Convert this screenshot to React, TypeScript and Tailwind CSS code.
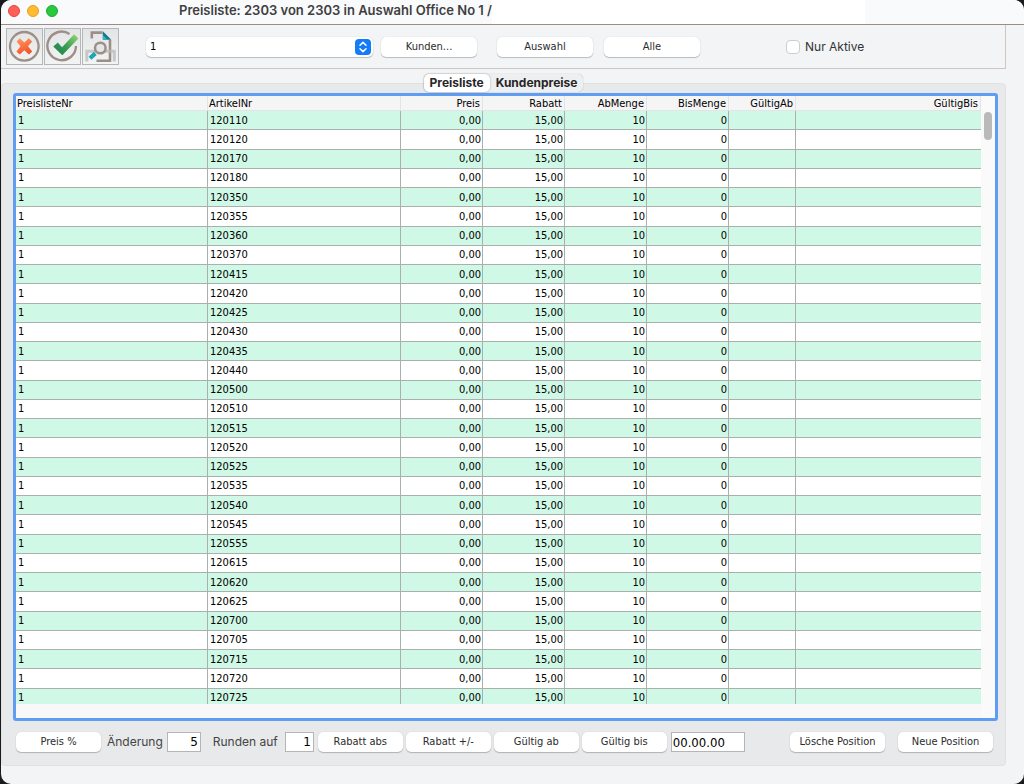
import React, { useState } from "react";

const artikel = [
  "120110", "120120", "120170", "120180", "120350", "120355", "120360", "120370",
  "120415", "120420", "120425", "120430", "120435", "120440", "120500", "120510",
  "120515", "120520", "120525", "120535", "120540", "120545", "120555", "120615",
  "120620", "120625", "120700", "120705", "120715", "120720", "120725",
];

const columns = [
  { name: "PreislisteNr", col: "w-[192px]", align: "text-left" },
  { name: "ArtikelNr", col: "w-[193px]", align: "text-left" },
  { name: "Preis", col: "w-[82px]", align: "text-right" },
  { name: "Rabatt", col: "w-[82px]", align: "text-right" },
  { name: "AbMenge", col: "w-[82px]", align: "text-right" },
  { name: "BisMenge", col: "w-[82px]", align: "text-right" },
  { name: "GültigAb", col: "w-[67px]", align: "text-right" },
  { name: "GültigBis", col: "", align: "text-right" },
];

function Button({ className = "", children }: { className?: string; children: React.ReactNode }) {
  return (
    <button
      className={`h-5 shrink-0 rounded-[5px] bg-white text-center leading-5 text-[#2b2b2b] shadow-[0_0_1px_rgba(0,0,0,0.2),0_1px_1px_rgba(0,0,0,0.22)] ${className}`}
    >
      {children}
    </button>
  );
}

function IconButton({ label, children }: { label: string; children: React.ReactNode }) {
  return (
    <button
      aria-label={label}
      className="flex h-[37px] w-[37px] items-center justify-center border border-[#b4b6b8] bg-linear-to-b from-[#e3e4e5] to-[#f2f3f3]"
    >
      {children}
    </button>
  );
}

function CancelIcon() {
  return (
    <svg width="35" height="35" viewBox="0 0 35 35">
      <defs>
        <linearGradient id="cross" x1="0" y1="0" x2="0.4" y2="1">
          <stop offset="0" stopColor="#ff9a62" />
          <stop offset="1" stopColor="#f4552b" />
        </linearGradient>
      </defs>
      <circle cx="17.3" cy="17.3" r="14.3" fill="none" stroke="#9d8f87" strokeWidth="2.3" />
      <path
        d="M9.6 12.4 L12.8 9.3 L17.3 13.5 L21.8 9.3 L25.2 12.4 L21 17.3 L25.2 22.4 L22 25.6 L17.3 21.3 L12.7 25.6 L9.4 22.4 L13.5 17.3 Z"
        fill="url(#cross)"
      />
    </svg>
  );
}

function OkIcon() {
  return (
    <svg width="35" height="35" viewBox="0 0 35 35">
      <defs>
        <linearGradient id="check" x1="0" y1="1" x2="1" y2="0">
          <stop offset="0" stopColor="#167c48" />
          <stop offset="0.5" stopColor="#3d9f55" />
          <stop offset="1" stopColor="#9bd873" />
        </linearGradient>
      </defs>
      <path d="M24.5 4.9 A14.3 14.3 0 1 0 31 17" fill="none" stroke="#9d8f87" strokeWidth="2.4" />
      <path d="M8.3 17.6 L12.8 13.6 L17 18.2 L29.2 5.2 L33.4 9.6 L17.3 26.3 Z" fill="url(#check)" />
    </svg>
  );
}

function PreviewIcon() {
  return (
    <svg width="35" height="35" viewBox="0 0 35 35">
      <path d="M8.8 9.5 V3.6 H19.5" fill="none" stroke="#9d8f87" strokeWidth="2.6" />
      <path d="M27 11 V31.8 H13.5" fill="none" stroke="#9d8f87" strokeWidth="2.6" />
      <path d="M3.8 32.5 V22.3 H31.3 V32.5" fill="none" stroke="#b9b9bb" strokeOpacity="0.75" strokeWidth="3" />
      <path d="M19.8 2.3 L28.3 10.8 H19.8 Z" fill="#12798c" />
      <path d="M19.8 6 L24.6 10.8 H19.8 Z" fill="#3fb3c2" />
      <circle cx="17.3" cy="19" r="5.3" fill="#e6e6e7" stroke="#9d8f87" strokeWidth="2.5" />
      <path d="M7 29.3 L12.3 24.4" stroke="#1ba5b8" strokeWidth="4.2" />
    </svg>
  );
}

export default function App() {
  const [aktive, setAktive] = useState(false);
  const [tab, setTab] = useState("Preisliste");

  return (
    <div className="h-screen bg-[#1b1b1b] pl-px font-['DejaVu_Sans_Condensed','DejaVu_Sans',sans-serif] text-[11px] text-black">
      <div className="flex h-full flex-col overflow-hidden rounded-[10px] bg-[#f3f4f6]">
        {/* Title bar */}
        <header className="flex h-6 shrink-0 bg-[#f9fafc]">
          <div className="flex w-[178px] shrink-0 items-start gap-[7px] pt-[5px] pl-[7px]">
            <span className="h-3 w-3 rounded-full border border-[#e2463f] bg-[#ff5f57]" />
            <span className="h-3 w-3 rounded-full border border-[#e0a123] bg-[#febc2e]" />
            <span className="h-3 w-3 rounded-full border border-[#1aab29] bg-[#28c840]" />
          </div>
          <h1 className="shrink-0 font-[Inter,sans-serif] text-[13px] leading-5 font-semibold text-[#3f3f3f]">
            Preisliste: 2303 von 2303 in Auswahl Office No 1 /
          </h1>
          <div className="mr-[159px] flex-1 bg-white" />
        </header>

        {/* Toolbar */}
        <div className="shrink-0 border-t border-[#9c8c85] pr-[18px]">
          <div className="flex h-[44px] items-center border-r border-b border-[#cfc6c2] pl-[5px]">
            <div className="flex gap-px">
              <IconButton label="Abbrechen"><CancelIcon /></IconButton>
              <IconButton label="OK"><OkIcon /></IconButton>
              <IconButton label="Vorschau"><PreviewIcon /></IconButton>
            </div>
            <div className="relative ml-[27px] w-[227px]">
              <select
                aria-label="Preisliste"
                className="block h-5 w-full appearance-none rounded-[5px] bg-white pl-1 leading-5 shadow-[0_0_1px_rgba(0,0,0,0.2),0_1px_1px_rgba(0,0,0,0.22)]"
              >
                <option>1</option>
              </select>
              <svg className="pointer-events-none absolute top-[2px] right-[2px]" width="16" height="16" viewBox="0 0 16 16">
                <rect width="16" height="16" rx="4" fill="#147cf8" />
                <path d="M5 6.3 L8 3.4 L11 6.3 M5 9.7 L8 12.6 L11 9.7" fill="none" stroke="#fff" strokeWidth="1.5" strokeLinecap="round" strokeLinejoin="round" />
              </svg>
            </div>
            <Button className="ml-2 w-24">Kunden...</Button>
            <Button className="ml-5 w-24">Auswahl</Button>
            <Button className="ml-[11px] w-24">Alle</Button>
            <label className="ml-[86px] flex items-center gap-[5px] font-[Inter,sans-serif] text-[12px] text-[#333]">
              <input
                type="checkbox"
                checked={aktive}
                onChange={(e) => setAktive(e.target.checked)}
                className="h-[14px] w-[14px] appearance-none rounded-[4px] border border-[#cdced0] bg-white checked:bg-[#147cf8]"
              />
              Nur Aktive
            </label>
          </div>
        </div>

        {/* Tab panel */}
        <main className="mt-[14px] mr-[18px] mb-[18px] flex min-h-0 flex-1 flex-col rounded-[4px] border border-[#dfe0e2] bg-[#e8e9eb] pr-[7px] pl-[11px]">
          <div role="tablist" className="z-10 -mt-[10px] mr-1 flex h-[18px] shrink-0 self-center rounded-[5px] bg-[#eeeff1] font-[Inter,sans-serif] text-[12px] leading-[18px] font-bold text-[#262626] shadow-[0_0_1px_rgba(0,0,0,0.35)]">
            {["Preisliste", "Kundenpreise"].map((name) => (
              <button
                key={name}
                role="tab"
                aria-selected={tab === name}
                onClick={() => setTab(name)}
                className={
                  tab === name
                    ? "rounded-[5px] bg-white px-[6px] shadow-[0_0_2px_rgba(0,0,0,0.35)]"
                    : "px-[6px]"
                }
              >
                {name}
              </button>
            ))}
          </div>

          {/* Price list */}
          <div className="mt-px flex min-h-0 flex-1 rounded-[3px] border-3 border-[#5f9df3] bg-[#f8f8f8]">
            <div className="mb-[14px] min-w-0 flex-1 overflow-hidden">
              <table className="h-[612px] w-full table-fixed border-separate border-spacing-0">
                <colgroup>
                  {columns.map((c) => (
                    <col key={c.name} className={c.col} />
                  ))}
                </colgroup>
                <thead>
                  <tr className="h-[15px]">
                    {columns.map((c) => (
                      <th
                        key={c.name}
                        className={`border-r border-b border-[#e4e4e4] bg-[#f5f5f5] pt-[2px] pr-[2px] pb-0 pl-px leading-[12px] font-normal ${c.align}`}
                      >
                        {c.name}
                      </th>
                    ))}
                  </tr>
                </thead>
                <tbody>
                  {artikel.map((nr) => (
                    <tr key={nr} className="h-[19px] odd:bg-[#cff8e6] even:bg-white">
                      {["1", nr, "0,00", "15,00", "10", "0", "", ""].map((value, i) => (
                        <td
                          key={i}
                          className={`border-r border-b border-[#a9b0ad] pt-px pr-px pb-0 pl-[2px] leading-[12px] last:border-r-0 ${columns[i].align}`}
                        >
                          {value}
                        </td>
                      ))}
                    </tr>
                  ))}
                </tbody>
              </table>
            </div>
            <div className="w-[14px] shrink-0 bg-[#fafafa] pt-4 pl-[3px]">
              <div className="h-7 w-2 rounded-full bg-[#bababa]" />
            </div>
          </div>

          {/* Actions */}
          <footer className="flex h-11 shrink-0 items-center pr-[5px] pb-[2px] pl-[3px]">
            <Button className="w-[85px]">Preis %</Button>
            <label className="ml-[6px] flex items-center gap-1 font-[Inter,sans-serif] text-[12px] whitespace-nowrap text-[#444]">
              Änderung
              <input
                defaultValue="5"
                className="h-5 w-[34px] border border-[#b5b5b5] bg-white pr-[2px] text-right font-['DejaVu_Sans',sans-serif] text-black"
              />
            </label>
            <label className="ml-3 flex items-center gap-[7px] font-[Inter,sans-serif] text-[12px] whitespace-nowrap text-[#444]">
              Runden auf
              <input
                defaultValue="1"
                className="h-5 w-[29px] border border-[#b5b5b5] bg-white pr-[2px] text-right font-['DejaVu_Sans',sans-serif] text-black"
              />
            </label>
            <div className="ml-1 flex gap-[3px]">
              <Button className="w-[85px]">Rabatt abs</Button>
              <Button className="w-[85px]">Rabatt +/-</Button>
              <Button className="w-[85px]">Gültig ab</Button>
              <Button className="w-[85px]">Gültig bis</Button>
            </div>
            <input
              aria-label="Datum"
              defaultValue="00.00.00"
              className="ml-1 h-5 w-[74px] border border-[#b5b5b5] bg-white pl-px font-['DejaVu_Sans_Condensed','DejaVu_Sans',sans-serif] text-[13px]"
            />
            <div className="ml-auto flex gap-[13px]">
              <Button className="w-[95px]">Lösche Position</Button>
              <Button className="w-[95px]">Neue Position</Button>
            </div>
          </footer>
        </main>
      </div>
    </div>
  );
}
........
Find the lines that include the string "React", then copy each of them.

Convert this screenshot to React, TypeScript and Tailwind CSS code.
import React, { useState } from "react";
function Button({ className = "", children }: { className?: string; children: React.ReactNode }) {
function IconButton({ label, children }: { label: string; children: React.ReactNode }) {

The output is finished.